Manufacturing Dissent Since 1996
New interviews throughout the week

Rotten History - May 6 2017

On This Day in Rotten History...

In 1527 – (490 years ago) –  mutinous troops of the Holy Roman Emperor Charles V invaded and sacked the city of Rome, which at the time was part of the Papal States. Pope Clement VII had allied with the Kingdom of France to resist growing pressure from the northern empire and the Habsburg dynasty, so he was seen as an enemy by Charles’s troops, who numbered some twenty to thirty thousand and — to make matters worse — were angry because they weren’t getting paid on time. The unruly soldiers poured into Rome, killing everyone they encountered, and forcing almost two hundred of the Vatican’s Swiss Guards into desperate hand-to-hand combat on the very steps of Saint Peter’s Basilica. Before being massacred, the Swiss Guards managed to hold off the intruders long enough for the pope to escape to his bunker. But Rome was devastated, and some forty-five thousand people were killed, wounded, or exiled. The invaders remained for months as corpses lay rotting in the streets, until the city was finally overcome by the plague.

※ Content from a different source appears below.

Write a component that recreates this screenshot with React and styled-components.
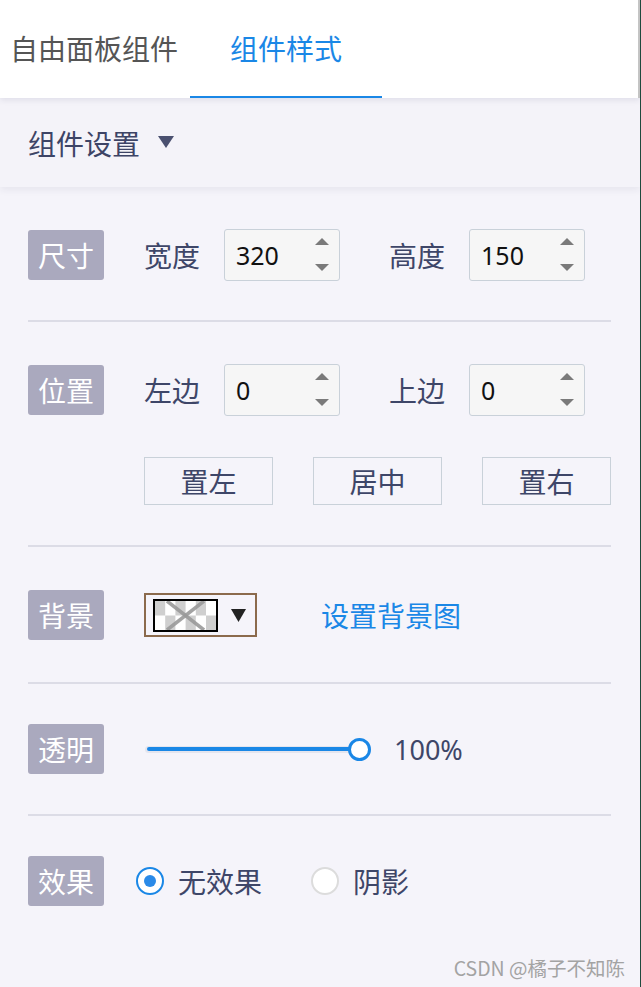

In 1757 – (260 years ago) – the English poet Christopher Smart, having been deemed insane, was committed to Saint Luke’s Hospital for Lunatics, in London, one of two asylums where he would be confined for the next six years. It was a time of great debate about the nature of mental illness, but methods of treatment were still primitive, and some doctors even advocated physical beating. For his part, Smart never considered himself insane, and some acquaintances felt he’d been sent to the asylum without due cause. During his years there he was given to intense religious fervor, and he wrote obsessively, producing what are seen today as his greatest works — including the long poem “Jubilate Agno,” which was not published until 1939.

In 1937 – (80 years ago) – the German airship Hindenburg was about to land at Lakehurst, New Jersey, when it mysteriously caught fire and went down in a hellish inferno, killing thirty-six of its ninety-seven passengers and crew. The Hindenburg used explosive hydrogen as its lifting gas, instead of the much safer helium, because the United States had a worldwide monopoly on helium and would not export it to Nazi Germany. Even so, the builders of the Hindenburg were so confident in its safety that the high-end amenities included not only a restaurant kitchen with an electric stove, but a pressurized smoking lounge where the wealthy passengers could purchase and enjoy Cuban cigars. Exactly what ignited the Hindenburg’s giant hydrogen envelope remains unknown to this day, but static electricity has long been suspected. Two earlier airship disasters — one British and one American, both military — had actually killed more people. But it was the sensational film and radio reports of the Hindenburg explosion that destroyed public trust in airships and brought the era of luxury zeppelin travel to an abrupt end.